Dapprima Paris Milonga (1981), album che contiene Via con me, la canzone che più di tutte riassume la sua cifra stilistica, e in seguito il capolavoro degli anni Ottanta, Aguaplano (1987), doppio album, e concerti in ogni parte del mondo (da Montreal a New York, da Amsterdam a Parigi) lo preparano per un altro salto di qualità: il progetto ambizioso di realizzare un musical (lo farà solo un decennio dopo), dal titolo Razmataz (2000), presentato in anteprima a Londra con tanto di successivo dvd. È la rappresentazione, attraverso la storia di una ballerina nera, dello sconfinato amore verso la musica afroamericana e del suo incontro con la cultura musicale europea.
Nel 2003 l’Università degli Studi di Macerata gli conferisce la Laurea honoris causa in Lettere Moderne con questa motivazione: “Per l’alta valenza letteraria della sua proposta artistica e per i testi delle sue canzoni, tra le più interessanti produzioni poetiche del Novecento”. L’artista in tutta la sua umiltà dichiarerà: “Signore e signori dell’Università, su questa mia faccia, sempre che sia sufficientemente espressiva, potete leggere tutta la soddisfazione per l’onore che mi fate, ma anche l’imbarazzo di uno che non è assolutamente in grado di tenere per voi una lectio doctoralis”.

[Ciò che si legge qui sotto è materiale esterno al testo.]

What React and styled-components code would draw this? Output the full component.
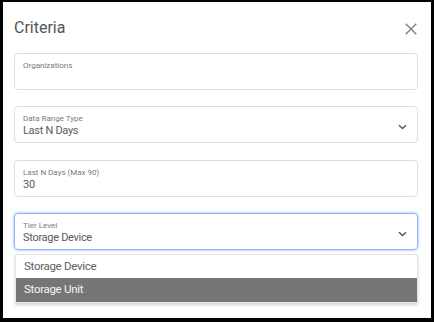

Dei due suoi ‘vizi capitali’, oltre alla musica c’è la pittura, a cui Conte dedica gran parte del tempo e che gli consentirà di ottenere altri importanti riconoscimenti, tra cui un’altra Laurea honoris causa, in Pittura, questa volta attribuitagli dall’Accademia di Belle Arti di Catanzaro per la “conclamata competenza nel campo della pittura, con particolare riferimento alle creazioni dell’opera multimediale Razmataz”.
“Ci sono artisti che desiderano morire in scena, altri che se la sentono di praticare la difficile arte di fare i pensionati. Ma poi, di notte, col favore delle tenebre, la musica potrebbe bussare alla porta”. Con queste parole Paolo Conte ha attraversato un altro decennio e tante altre storie in musica: Elegia, Psiche, Nelson, Snob o Amazing Game, il suo più recente lavoro completamente strumentale. Con l’augurio che per il prossimo futuro abbia sempre un ‘piano’ a disposizione.